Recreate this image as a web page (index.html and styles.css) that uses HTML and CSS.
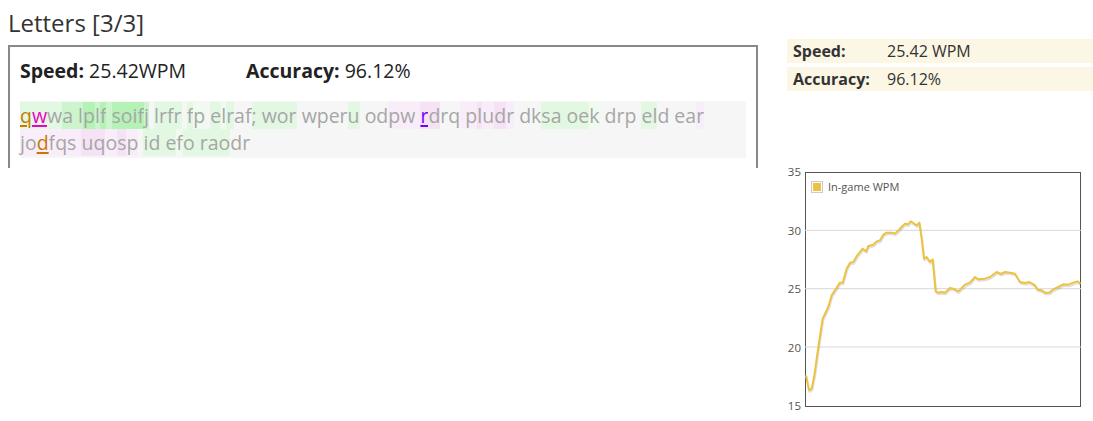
FILE: index.html
```html
<!DOCTYPE html>
<html>
<head>
<meta charset="utf-8">
<link rel="stylesheet" href="styles.css">
</head>
<body>
<div class="page">
  <div class="left">
    <h2 class="title">Letters [3/3]</h2>
    <div class="box">
      <div class="summary">
        <span class="sum-item"><b>Speed:</b> 25.42WPM</span>
        <span class="sum-item"><b>Accuracy:</b> 96.12%</span>
      </div>
      <div class="letters"><span class="g1 eo">q</span><span class="g1 em">w</span><span class="g1">w</span><span class="g2">a</span><span class="g2"> </span><span class="g2">l</span><span class="g3">p</span><span class="g2">l</span><span class="g3">f</span><span class="g2"> </span><span class="g3">s</span><span class="g3">o</span><span class="g3">i</span><span class="g3">f</span><span class="g2">j</span> <span class="g1">l</span><span class="g1">r</span><span class="g1">f</span><span class="g1">r</span> <span class="g1">f</span><span class="g0">p</span> <span class="g1">e</span><span class="g0">l</span><span class="g1">r</span>af<span class="g1">;</span><span class="g1"> </span><span class="g1">w</span><span class="g1">o</span><span class="g1">r</span> wper<span class="g1">u</span> od<span class="p1">p</span><span class="p1">w</span><span class="p1"> </span><span class="p2 ep">r</span><span class="p2">d</span>rq<span class="p1"> </span><span class="p1">p</span><span class="p2">l</span><span class="p1">u</span><span class="p2">d</span><span class="p1">r</span> dk<span class="g1">s</span><span class="g1">a</span><span class="g1"> </span><span class="g1">o</span><span class="g1">e</span><span class="g0">k</span> drp <span class="g1">e</span><span class="g1">l</span>d ea<span class="p1">r</span><br><span class="p1">j</span><span class="p1">o</span><span class="p1 eo">d</span><span class="p1">f</span><span class="p1">q</span><span class="p1">s</span><span class="p1"> </span><span class="p2">u</span><span class="p2">q</span><span class="p1">o</span><span class="p2">s</span><span class="p1">p</span> <span class="g1">i</span><span class="g1">d</span><span class="g1"> </span><span class="g1">e</span><span class="g0">f</span><span class="g1">o</span><span class="g1"> </span><span class="g1">r</span><span class="g1">a</span><span class="g1">o</span>dr</div>
    </div>
  </div>
  <div class="right">
    <table class="stats">
      <tr><th>Speed:</th><td>25.42 WPM</td></tr>
      <tr><th>Accuracy:</th><td>96.12%</td></tr>
    </table>
    <div class="chart">
      <div class="yaxis">
        <span>35</span><span>30</span><span>25</span><span>20</span><span>15</span>
      </div>
      <div class="plot">
        <svg class="plot-svg" width="276" height="234" viewBox="105 40 828 702" preserveAspectRatio="none">
          <line x1="105" y1="215" x2="933" y2="215" stroke="#d8d8d8" stroke-width="3"/>
          <line x1="105" y1="390" x2="933" y2="390" stroke="#d8d8d8" stroke-width="3"/>
          <line x1="105" y1="565" x2="933" y2="565" stroke="#d8d8d8" stroke-width="3"/>
          <polyline class="shadow" transform="translate(2,5)" points="108,650 117,695 125,690 133,650 145,565 158,480 175,445 185,410 195,395 210,372 218,372 230,330 240,312 250,310 262,290 278,270 288,278 295,262 310,258 320,248 330,245 340,228 350,222 365,222 375,225 385,215 395,205 405,195 413,197 422,188 430,193 440,200 448,192 455,240 462,300 470,295 480,310 488,302 497,398 505,402 515,400 525,402 540,388 550,390 565,398 585,378 600,372 615,355 625,362 645,360 660,355 680,340 693,346 705,340 720,342 735,345 750,370 765,373 778,370 795,380 803,393 815,395 825,402 838,402 850,392 865,385 880,377 895,378 910,372 922,368 932,375"/>
          <polyline class="series" points="108,650 117,695 125,690 133,650 145,565 158,480 175,445 185,410 195,395 210,372 218,372 230,330 240,312 250,310 262,290 278,270 288,278 295,262 310,258 320,248 330,245 340,228 350,222 365,222 375,225 385,215 395,205 405,195 413,197 422,188 430,193 440,200 448,192 455,240 462,300 470,295 480,310 488,302 497,398 505,402 515,400 525,402 540,388 550,390 565,398 585,378 600,372 615,355 625,362 645,360 660,355 680,340 693,346 705,340 720,342 735,345 750,370 765,373 778,370 795,380 803,393 815,395 825,402 838,402 850,392 865,385 880,377 895,378 910,372 922,368 932,375"/>
        </svg>
        <div class="legend"><span class="swatch"><span></span></span><span class="legend-label">In-game WPM</span></div>
      </div>
    </div>
  </div>
</div>
</body>
</html>
```
FILE: styles.css
```css
html, body {
  margin: 0;
  padding: 0;
  background: #fff;
}
body {
  font-family: "Open Sans", "Noto Sans", sans-serif;
  color: #333;
}
.page {
  display: flex;
  align-items: flex-start;
  padding: 0 0 0 8px;
  gap: 29px;
}
.left {
  width: 750px;
  flex: none;
}
.title {
  margin: 0;
  padding-top: 8px;
  height: 45px;
  box-sizing: border-box;
  font-weight: normal;
  font-size: 24px;
  line-height: 30px;
  color: #333;
}
.box {
  border: 2px solid #888;
  border-bottom: none;
  height: 123px;
  box-sizing: border-box;
  padding: 10px 10px 0 10px;
}
.summary {
  display: flex;
  height: 44px;
  align-items: flex-start;
  font-size: 19.5px;
  line-height: 28px;
  color: #222;
}
.sum-item:first-child {
  width: 226px;
}
.summary b {
  font-weight: bold;
}
.letters {
  background: #f6f6f6;
  height: 57px;
  box-sizing: border-box;
  padding: 1px 0;
  font-size: 19.5px;
  line-height: 27px;
  color: #a6a6a6;
  white-space: nowrap;
}
.g0 { background: #eefbee; }
.g1 { background: #e2f8e2; }
.g2 { background: #cdf5cd; }
.g3 { background: #b6f1b6; }
.p1 { background: #f8edf8; }
.p2 { background: #f5e3f5; }
.eo, .em, .ep {
  text-decoration: underline;
  text-decoration-thickness: 2px;
  text-underline-offset: 2px;
}
.eo { color: #c87800; }
.em { color: #ee00cc; }
.ep { color: #7000ff; }
.right {
  flex: 1;
  padding-top: 39px;
}
.stats {
  width: 100%;
  border-collapse: separate;
  border-spacing: 0 4px;
  margin-top: -4px;
  font-size: 16px;
  color: #333;
}
.stats th, .stats td {
  background: #fcf6e4;
  height: 24px;
  padding: 0;
  text-align: left;
}
.stats th {
  width: 94px;
  padding-left: 6px;
  font-weight: bold;
}
.chart {
  display: flex;
  margin-top: 77px;
  align-items: flex-start;
}
.yaxis {
  width: 14px;
  height: 246px;
  margin-top: -6px;
  display: flex;
  flex-direction: column;
  justify-content: space-between;
  align-items: flex-end;
  font-size: 11.5px;
  line-height: 12px;
  color: #545454;
  padding-right: 4px;
}
.plot {
  position: relative;
  width: 276px;
  height: 235px;
  border: 1px solid #545454;
  box-sizing: border-box;
}
.plot-svg {
  display: block;
  margin: -1px 0 0 -1px;
}
.series {
  fill: none;
  stroke: #edc240;
  stroke-width: 6;
  stroke-linejoin: round;
}
.shadow {
  fill: none;
  stroke: rgba(0,0,0,0.12);
  stroke-width: 6;
  stroke-linejoin: round;
}
.legend {
  position: absolute;
  left: 5px;
  top: 6px;
  display: flex;
  align-items: center;
  gap: 5px;
  font-size: 11px;
  color: #545454;
}
.swatch {
  display: inline-block;
  border: 1px solid #ccc;
  padding: 1px;
}
.swatch span {
  display: block;
  width: 8px;
  height: 8px;
  background: #edc240;
}
```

######

> **PROBLEM REQUIREMENTS**
Reproduce the data above in full, exactly as it is, with the pictures left out.

> **RESULT OF THE TASK**
Recreate this image as a web page (index.html and styles.css) that uses HTML and CSS.
FILE: index.html
```html
<!DOCTYPE html>
<html>
<head>
<meta charset="utf-8">
<link rel="stylesheet" href="styles.css">
</head>
<body>
<div class="page">
  <div class="left">
    <h2 class="title">Letters [3/3]</h2>
    <div class="box">
      <div class="summary">
        <span class="sum-item"><b>Speed:</b> 25.42WPM</span>
        <span class="sum-item"><b>Accuracy:</b> 96.12%</span>
      </div>
      <div class="letters"><span class="g1 eo">q</span><span class="g1 em">w</span><span class="g1">w</span><span class="g2">a</span><span class="g2"> </span><span class="g2">l</span><span class="g3">p</span><span class="g2">l</span><span class="g3">f</span><span class="g2"> </span><span class="g3">s</span><span class="g3">o</span><span class="g3">i</span><span class="g3">f</span><span class="g2">j</span> <span class="g1">l</span><span class="g1">r</span><span class="g1">f</span><span class="g1">r</span> <span class="g1">f</span><span class="g0">p</span> <span class="g1">e</span><span class="g0">l</span><span class="g1">r</span>af<span class="g1">;</span><span class="g1"> </span><span class="g1">w</span><span class="g1">o</span><span class="g1">r</span> wper<span class="g1">u</span> od<span class="p1">p</span><span class="p1">w</span><span class="p1"> </span><span class="p2 ep">r</span><span class="p2">d</span>rq<span class="p1"> </span><span class="p1">p</span><span class="p2">l</span><span class="p1">u</span><span class="p2">d</span><span class="p1">r</span> dk<span class="g1">s</span><span class="g1">a</span><span class="g1"> </span><span class="g1">o</span><span class="g1">e</span><span class="g0">k</span> drp <span class="g1">e</span><span class="g1">l</span>d ea<span class="p1">r</span><br><span class="p1">j</span><span class="p1">o</span><span class="p1 eo">d</span><span class="p1">f</span><span class="p1">q</span><span class="p1">s</span><span class="p1"> </span><span class="p2">u</span><span class="p2">q</span><span class="p1">o</span><span class="p2">s</span><span class="p1">p</span> <span class="g1">i</span><span class="g1">d</span><span class="g1"> </span><span class="g1">e</span><span class="g0">f</span><span class="g1">o</span><span class="g1"> </span><span class="g1">r</span><span class="g1">a</span><span class="g1">o</span>dr</div>
    </div>
  </div>
  <div class="right">
    <table class="stats">
      <tr><th>Speed:</th><td>25.42 WPM</td></tr>
      <tr><th>Accuracy:</th><td>96.12%</td></tr>
    </table>
    <div class="chart">
      <div class="yaxis">
        <span>35</span><span>30</span><span>25</span><span>20</span><span>15</span>
      </div>
      <div class="plot">
        <svg class="plot-svg" width="276" height="234" viewBox="105 40 828 702" preserveAspectRatio="none">
          <line x1="105" y1="215" x2="933" y2="215" stroke="#d8d8d8" stroke-width="3"/>
          <line x1="105" y1="390" x2="933" y2="390" stroke="#d8d8d8" stroke-width="3"/>
          <line x1="105" y1="565" x2="933" y2="565" stroke="#d8d8d8" stroke-width="3"/>
          <polyline class="shadow" transform="translate(2,5)" points="108,650 117,695 125,690 133,650 145,565 158,480 175,445 185,410 195,395 210,372 218,372 230,330 240,312 250,310 262,290 278,270 288,278 295,262 310,258 320,248 330,245 340,228 350,222 365,222 375,225 385,215 395,205 405,195 413,197 422,188 430,193 440,200 448,192 455,240 462,300 470,295 480,310 488,302 497,398 505,402 515,400 525,402 540,388 550,390 565,398 585,378 600,372 615,355 625,362 645,360 660,355 680,340 693,346 705,340 720,342 735,345 750,370 765,373 778,370 795,380 803,393 815,395 825,402 838,402 850,392 865,385 880,377 895,378 910,372 922,368 932,375"/>
          <polyline class="series" points="108,650 117,695 125,690 133,650 145,565 158,480 175,445 185,410 195,395 210,372 218,372 230,330 240,312 250,310 262,290 278,270 288,278 295,262 310,258 320,248 330,245 340,228 350,222 365,222 375,225 385,215 395,205 405,195 413,197 422,188 430,193 440,200 448,192 455,240 462,300 470,295 480,310 488,302 497,398 505,402 515,400 525,402 540,388 550,390 565,398 585,378 600,372 615,355 625,362 645,360 660,355 680,340 693,346 705,340 720,342 735,345 750,370 765,373 778,370 795,380 803,393 815,395 825,402 838,402 850,392 865,385 880,377 895,378 910,372 922,368 932,375"/>
        </svg>
        <div class="legend"><span class="swatch"><span></span></span><span class="legend-label">In-game WPM</span></div>
      </div>
    </div>
  </div>
</div>
</body>
</html>
```
FILE: styles.css
```css
html, body {
  margin: 0;
  padding: 0;
  background: #fff;
}
body {
  font-family: "Open Sans", "Noto Sans", sans-serif;
  color: #333;
}
.page {
  display: flex;
  align-items: flex-start;
  padding: 0 0 0 8px;
  gap: 29px;
}
.left {
  width: 750px;
  flex: none;
}
.title {
  margin: 0;
  padding-top: 8px;
  height: 45px;
  box-sizing: border-box;
  font-weight: normal;
  font-size: 24px;
  line-height: 30px;
  color: #333;
}
.box {
  border: 2px solid #888;
  border-bottom: none;
  height: 123px;
  box-sizing: border-box;
  padding: 10px 10px 0 10px;
}
.summary {
  display: flex;
  height: 44px;
  align-items: flex-start;
  font-size: 19.5px;
  line-height: 28px;
  color: #222;
}
.sum-item:first-child {
  width: 226px;
}
.summary b {
  font-weight: bold;
}
.letters {
  background: #f6f6f6;
  height: 57px;
  box-sizing: border-box;
  padding: 1px 0;
  font-size: 19.5px;
  line-height: 27px;
  color: #a6a6a6;
  white-space: nowrap;
}
.g0 { background: #eefbee; }
.g1 { background: #e2f8e2; }
.g2 { background: #cdf5cd; }
.g3 { background: #b6f1b6; }
.p1 { background: #f8edf8; }
.p2 { background: #f5e3f5; }
.eo, .em, .ep {
  text-decoration: underline;
  text-decoration-thickness: 2px;
  text-underline-offset: 2px;
}
.eo { color: #c87800; }
.em { color: #ee00cc; }
.ep { color: #7000ff; }
.right {
  flex: 1;
  padding-top: 39px;
}
.stats {
  width: 100%;
  border-collapse: separate;
  border-spacing: 0 4px;
  margin-top: -4px;
  font-size: 16px;
  color: #333;
}
.stats th, .stats td {
  background: #fcf6e4;
  height: 24px;
  padding: 0;
  text-align: left;
}
.stats th {
  width: 94px;
  padding-left: 6px;
  font-weight: bold;
}
.chart {
  display: flex;
  margin-top: 77px;
  align-items: flex-start;
}
.yaxis {
  width: 14px;
  height: 246px;
  margin-top: -6px;
  display: flex;
  flex-direction: column;
  justify-content: space-between;
  align-items: flex-end;
  font-size: 11.5px;
  line-height: 12px;
  color: #545454;
  padding-right: 4px;
}
.plot {
  position: relative;
  width: 276px;
  height: 235px;
  border: 1px solid #545454;
  box-sizing: border-box;
}
.plot-svg {
  display: block;
  margin: -1px 0 0 -1px;
}
.series {
  fill: none;
  stroke: #edc240;
  stroke-width: 6;
  stroke-linejoin: round;
}
.shadow {
  fill: none;
  stroke: rgba(0,0,0,0.12);
  stroke-width: 6;
  stroke-linejoin: round;
}
.legend {
  position: absolute;
  left: 5px;
  top: 6px;
  display: flex;
  align-items: center;
  gap: 5px;
  font-size: 11px;
  color: #545454;
}
.swatch {
  display: inline-block;
  border: 1px solid #ccc;
  padding: 1px;
}
.swatch span {
  display: block;
  width: 8px;
  height: 8px;
  background: #edc240;
}
```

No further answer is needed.